Z poradnika początkującego triatlonisty




Święta potrafią wymęczyć wikarego :)
Długo mnie tutaj nie było. Czas wielkiego Postu, przygotowania do Świąt i samych Świąt Wielkiejnocy jest dość mocno absorbujący, dlatego wolny czas (jeśli udało się go znaleźć) wolałem poświęcić na kolejne próby przygotowania się do triatlonowego sezonu niż na siedzenie przed ekranem komputera. Ale Święta się skończyły, czasu coraz więcej, dlatego dzisiaj chciałbym rozpocząć cykl porad z typu "Wujek dobra rada" ;) A tak serio, chciałbym podzielić się z Wami moją skromna wiedzą i doświadczeniem z zabawy ze sportem.


Za oknem od dobrych kilku dni panuje prawdziwie wiosenna pogoda. Nie ma nic piękniejszego kiedy wychodząc na trening, nie trzeba ubierać na siebie miliona warstw ubrań. Dobra aura zachęca do aktywności fizycznej na zewnątrz. I rzeczywiście, popularne trasy biegowe, czy też rowerowe ścieżki zaroiły się od ludzi. Mnie to bardzo cieszy. Sam doświadczyłem jak wspaniałe korzyści przynosi sport i każdego do niego zachęcam. Ale zachęcam, żeby podejść do tematu mądrze. I dlatego własnie ten cykl. Co się tutaj znajdzie? To w dużej części zależeć będzie od Was!!! Może ktoś chce zacząć biegać, ale nie wie jak to zrobić. Może brakuje komuś motywacji i nie wie jak się zabrać do tematu. Albo ktoś chce kupić nowy rower i szuka odpowiedniego dla siebie. Zaznaczam, że nie jestem profesjonalnym trenerem (w sumie to nie jestem nawet nieprofesjonalnym) natomiast sam przez to wszystko przechodziłem i wiem jakich błędów nie popełnić. Może ktoś się na tych moich błędach czegoś nowego nauczy. I to będzie dla mnie największa radość.

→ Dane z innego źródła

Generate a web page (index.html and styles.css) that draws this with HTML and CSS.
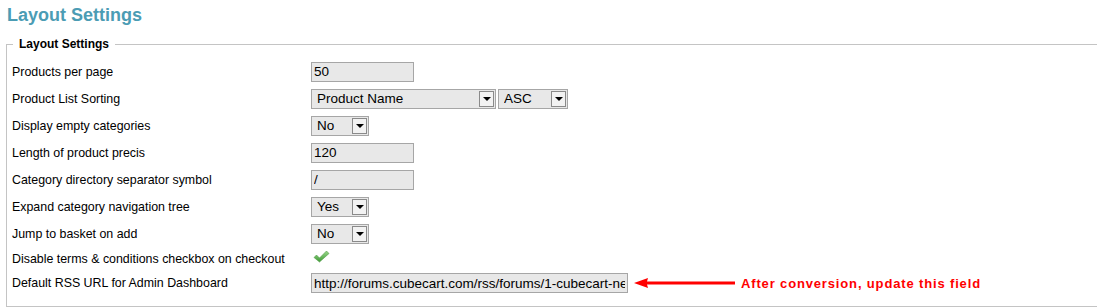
FILE: index.html
```html
<!DOCTYPE html>
<html lang="en">
<head>
    <meta charset="UTF-8">
    <title>Layout Settings</title>
    <link rel="stylesheet" href="styles.css">
</head>
<body>
    <h1 class="page-title">Layout Settings</h1>
    <fieldset class="settings">
        <legend>Layout Settings</legend>
        <div class="row">
            <label for="ppp">Products per page</label>
            <input type="text" id="ppp" class="text" value="50">
        </div>
        <div class="row">
            <label for="sort">Product List Sorting</label>
            <div class="controls">
                <span class="select wide"><select id="sort"><option>Product Name</option></select><span class="caret"></span></span>
                <span class="select dir"><select><option>ASC</option></select><span class="caret"></span></span>
            </div>
        </div>
        <div class="row">
            <label for="empty">Display empty categories</label>
            <span class="select small"><select id="empty"><option>No</option></select><span class="caret"></span></span>
        </div>
        <div class="row">
            <label for="precis">Length of product precis</label>
            <input type="text" id="precis" class="text" value="120">
        </div>
        <div class="row">
            <label for="sep">Category directory separator symbol</label>
            <input type="text" id="sep" class="text" value="/">
        </div>
        <div class="row">
            <label for="tree">Expand category navigation tree</label>
            <span class="select small"><select id="tree"><option>Yes</option></select><span class="caret"></span></span>
        </div>
        <div class="row">
            <label for="basket">Jump to basket on add</label>
            <span class="select small"><select id="basket"><option>No</option></select><span class="caret"></span></span>
        </div>
        <div class="row short">
            <label>Disable terms &amp; conditions checkbox on checkout</label>
            <svg class="check" width="17" height="13" viewBox="0 0 17 13">
                <defs>
                    <linearGradient id="g" x1="0" y1="0" x2="0" y2="1">
                        <stop offset="0" stop-color="#9ad88a"/>
                        <stop offset="1" stop-color="#3e9a36"/>
                    </linearGradient>
                </defs>
                <path d="M1 7.5 L3.5 5 L6.5 8 L13.5 1 L16 3.5 L6.5 12 Z" fill="url(#g)" stroke="#4f9a45" stroke-width="0.6"/>
            </svg>
        </div>
        <div class="row short">
            <label for="rss">Default RSS URL for Admin Dashboard</label>
            <div class="controls">
                <input type="text" id="rss" class="text rss" value="http://forums.cubecart.com/rss/forums/1-cubecart-news/">
                <svg class="pointer" width="104" height="12" viewBox="0 0 104 12">
                    <path d="M2 6 L16 1 L15 4.5 L103 4.5 L103 7.5 L15 7.5 L16 11 Z" fill="#ff0000"/>
                </svg>
                <span class="note">After conversion, update this field</span>
            </div>
        </div>
    </fieldset>
</body>
</html>
```

FILE: styles.css
```css
* {
    margin: 0;
    padding: 0;
    box-sizing: border-box;
}
html, body {
    overflow: hidden;
}
body {
    font-family: "Liberation Sans", Arial, sans-serif;
    font-size: 12.4px;
    color: #000;
    background: #fff;
    padding: 5px 0 0 6px;
}
.page-title {
    font-size: 18px;
    line-height: 21px;
    font-weight: bold;
    color: #4b9cb4;
    margin: 0 0 11px 1px;
}
.settings {
    width: 1120px;
    border: 1px solid #c4c4c4;
    padding: 7px 0 11px 5px;
}
.settings legend {
    font-weight: bold;
    font-size: 12px;
    line-height: 14px;
    padding: 0 6px;
    margin-left: 1px;
}
.row {
    display: flex;
    align-items: center;
    height: 27px;
}
.row.short {
    height: 24px;
}
.row label {
    width: 299px;
    flex-shrink: 0;
}
.controls {
    display: flex;
    align-items: center;
}
.text {
    width: 103px;
    height: 20px;
    background: #e8e8e8;
    border: 1px solid #a6a6a6;
    font-family: "Liberation Sans", Arial, sans-serif;
    font-size: 13.5px;
    color: #000;
    padding: 0 2px;
}
.text.rss {
    width: 317px;
}
.select {
    position: relative;
    display: inline-block;
    height: 20px;
}
.select select {
    appearance: none;
    -webkit-appearance: none;
    width: 100%;
    height: 20px;
    background: #e8e8e8;
    border: 1px solid #a6a6a6;
    font-family: "Liberation Sans", Arial, sans-serif;
    font-size: 13.5px;
    color: #000;
    padding: 0 0 0 5px;
}
.select.wide {
    width: 185px;
}
.select.dir {
    width: 70px;
    margin-left: 2px;
}
.select.small {
    width: 58px;
}
.caret {
    position: absolute;
    top: 2px;
    right: 2px;
    width: 15px;
    height: 16px;
    background: #f2f2f2;
    border: 1px solid #8a8a8a;
}
.caret::after {
    content: "";
    position: absolute;
    left: 3px;
    top: 5px;
    border-left: 4px solid transparent;
    border-right: 4px solid transparent;
    border-top: 4px solid #000;
}
.check {
    margin: -6px 0 0 2px;
}
.pointer {
    margin-left: 4px;
}
.note {
    margin-left: 5px;
    font-family: "Liberation Sans", Arial, sans-serif;
    font-weight: bold;
    font-size: 13px;
    letter-spacing: 0.85px;
    color: #ff0000;
}
```
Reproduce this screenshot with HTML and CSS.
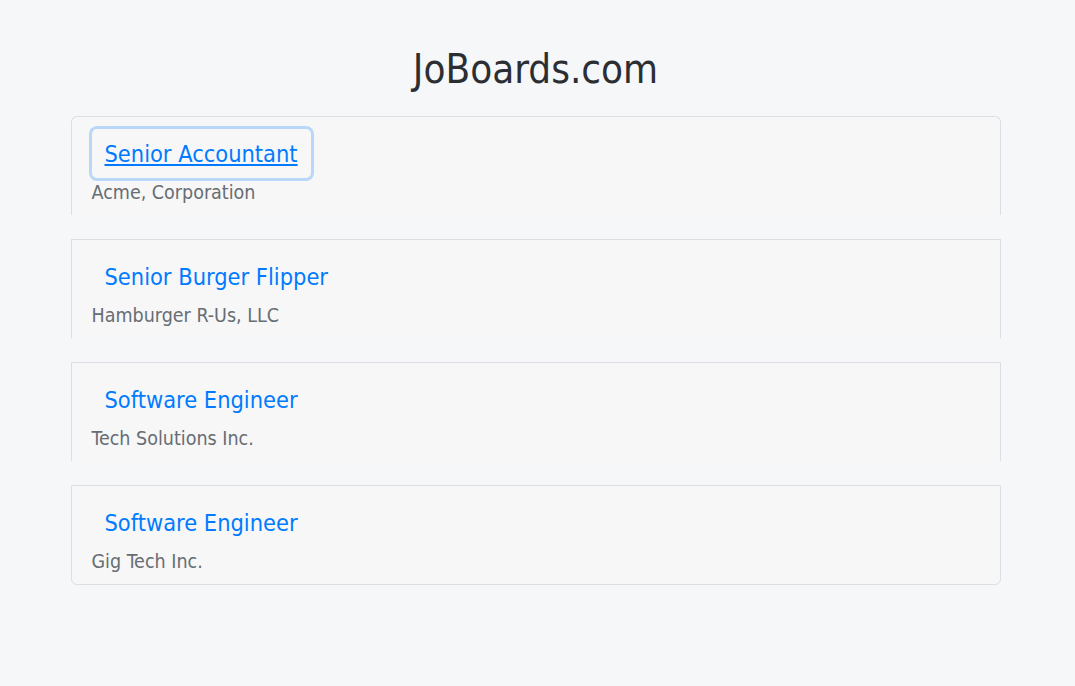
FILE: index.html
```html
<!DOCTYPE html>
<html lang="en">
<head>
<meta charset="utf-8">
<title>JoBoards.com</title>
<link rel="stylesheet" href="styles.css">
</head>
<body>
<div class="container">
  <h1 class="title">JoBoards.com</h1>
  <ul class="job-list">
    <li class="job-item">
      <a class="job-link focused" href="#">Senior Accountant</a>
      <div class="company">Acme, Corporation</div>
    </li>
    <li class="job-item">
      <a class="job-link" href="#">Senior Burger Flipper</a>
      <div class="company">Hamburger R-Us, LLC</div>
    </li>
    <li class="job-item">
      <a class="job-link" href="#">Software Engineer</a>
      <div class="company">Tech Solutions Inc.</div>
    </li>
    <li class="job-item">
      <a class="job-link" href="#">Software Engineer</a>
      <div class="company">Gig Tech Inc.</div>
    </li>
  </ul>
</div>
</body>
</html>
```
FILE: styles.css
```css
html, body {
  margin: 0;
  padding: 0;
}
body {
  background: #f6f7f9;
  font-family: "DejaVu Sans Condensed", "DejaVu Sans", sans-serif;
  color: #212529;
}
.container {
  max-width: 960px;
  margin: 0 auto;
  padding: 45px 17px 0 13px;
  box-sizing: border-box;
}
.title {
  margin: 0 0 23px;
  font-size: 40px;
  line-height: 48px;
  font-weight: normal;
  text-align: center;
  color: #2b2f33;
}
.job-list {
  list-style: none;
  margin: 0;
  padding: 0;
  display: flex;
  flex-direction: column;
  gap: 24px;
}
.job-item {
  background: #f7f7f7;
  border: 1px solid #dcdee1;
  border-bottom: none;
  padding: 12px 20px 10px;
  display: flex;
  flex-direction: column;
  align-items: flex-start;
}
.job-item:first-child {
  border-top-left-radius: 6px;
  border-top-right-radius: 6px;
}
.job-item:last-child {
  border-bottom: 1px solid #dcdee1;
  border-bottom-left-radius: 6px;
  border-bottom-right-radius: 6px;
}
.job-link {
  display: inline-block;
  padding: 7px 12px 5px;
  border: 1px solid transparent;
  border-radius: 5px;
  font-size: 23.4px;
  line-height: 35px;
  color: #007bff;
  text-decoration: none;
}
.job-link.focused {
  text-decoration: underline;
  box-shadow: 0 0 0 3px rgba(0, 123, 255, 0.25);
}
.company {
  padding-top: 2px;
  font-size: 19.5px;
  line-height: 25px;
  color: #666d74;
}
```
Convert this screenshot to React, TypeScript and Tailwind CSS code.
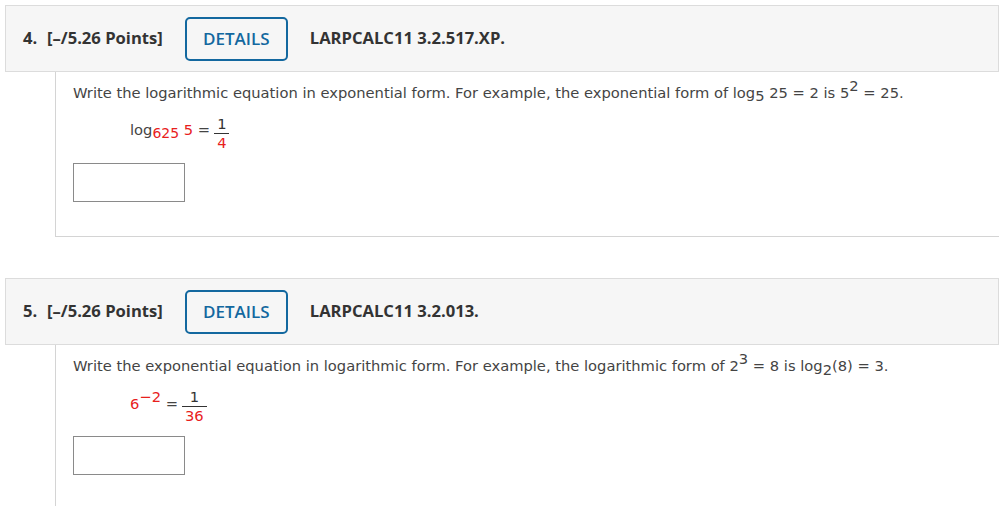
import React from 'react'

const body = { fontFamily: '"DejaVu Sans", Verdana, sans-serif' }

function Header({ num, code }: { num: string; code: string }) {
  return (
    <div
      className="flex items-center h-[67px] border border-[#dcdcdc] bg-[#f6f6f6] pl-[17px] text-[#333]"
      style={{ fontFamily: '"Open Sans", sans-serif' }}
    >
      <span className="font-bold text-[16.6px] w-[24px]">{num}</span>
      <span className="font-bold text-[16.6px]">[–/5.26 Points]</span>
      <button className="ml-[22px] h-[44px] w-[103px] rounded-[5px] border-2 border-[#13689f] text-[#13689f] text-[17px] font-semibold bg-transparent">
        DETAILS
      </button>
      <span className="ml-[22px] font-bold text-[16.6px]">{code}</span>
    </div>
  )
}

function Frac({ top, bottom }: { top: React.ReactNode; bottom: React.ReactNode }) {
  return (
    <span className="inline-flex flex-col items-center mx-[4px]">
      <span className="px-[3px] leading-[18px] text-[#333]">{top}</span>
      <span className="px-[3px] leading-[18px] border-t border-[#333] text-[#e8201c]">{bottom}</span>
    </span>
  )
}

function Answer() {
  return <div className="mt-[10px] w-[112px] h-[39px] border border-[#8a8a8a] bg-white" />
}

export default function App() {
  return (
    <div className="bg-white min-h-screen pt-[5px] pl-[5px] overflow-hidden" style={body}>
      <Header num="4." code="LARPCALC11 3.2.517.XP." />
      <div className="ml-[50px] border-l border-b border-[#d4d4d4] pl-[17px] pt-[11px] h-[165px] text-[#444] text-[14.7px]">
        <p className="leading-[20px] h-[20px] whitespace-nowrap">
          Write the logarithmic equation in exponential form. For example, the exponential form of log
          <sub className="text-[14.7px] relative top-[3px]">5</sub> 25 = 2 is 5<sup className="text-[14.7px]">2</sup> = 25.
        </p>
        <div className="mt-[10px] ml-[57px] flex items-center h-[40px]">
          <span className="mb-[6px]">
            log<sub className="text-[14px] text-[#e8201c]">625</sub>
            <span className="text-[#e8201c]"> 5</span> ={' '}
          </span>
          <Frac top="1" bottom="4" />
        </div>
        <Answer />
      </div>
      <div className="h-[41px]" />
      <Header num="5." code="LARPCALC11 3.2.013." />
      <div className="ml-[50px] border-l border-[#d4d4d4] pl-[17px] pt-[11px] h-[200px] text-[#444] text-[14.7px]">
        <p className="leading-[20px] h-[20px] whitespace-nowrap">
          Write the exponential equation in logarithmic form. For example, the logarithmic form of 2
          <sup className="text-[14.7px]">3</sup> = 8 is log<sub className="text-[14.7px]">2</sub>(8) = 3.
        </p>
        <div className="mt-[10px] ml-[57px] flex items-center h-[40px]">
          <span className="mb-[4px]">
            <span className="text-[#e8201c]">
              6<sup className="text-[14.7px]">−2</sup>
            </span>{' '}
            ={' '}
          </span>
          <Frac top="1" bottom="36" />
        </div>
        <Answer />
      </div>
    </div>
  )
}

Na dzisiaj tyle. Proszę Was o pytania, tematy, które chcielibyście, żeby tutaj zostały poruszone. Możecie dodawać je w komentarzach tutaj na blogu, albo na fejsbuku. Przy okazji zapraszam na moje profile na FB i Instagramie. Tam na bieżąco wrzucam zdjęcia i komentarze. Linki do tych profili są na blogu w panelu po lewej stronie. 





Pozdrawiam Was serdecznie i liczę na Wasz odzew!!!



















Komentarze

  1. To będzie raczej głupie pytanie, ale zaryzykuję... Jak Ksiądz podchodzi do rys na rowerze i innych drobnych uszkodzeń, które nie mają wpływu na komfort jazdy, ale wyglądają nieestetycznie, choć są małe i zazwyczaj widzi je tylko właściciel??? Jestem rowerzystką i chyba straszną pedantką, bo denerwuje mnie nawet najdrobniejsza rysa, a to przecież nieuniknione, bo rower ma jeździć a nie stać w miejscu :) Staram się to wszystko jakoś maskować, ale czasem rezultat nie jest zbyt dobry :( Jak się tego przesadnego pedantyzmu pozbyć? Jakie jest podejście Księdza do tego tematu?

    OdpowiedzUsuń
  2. Na rynku są już środki chemiczne które maskują takie mankamenty. Podobnie jak w przypadku samochodów.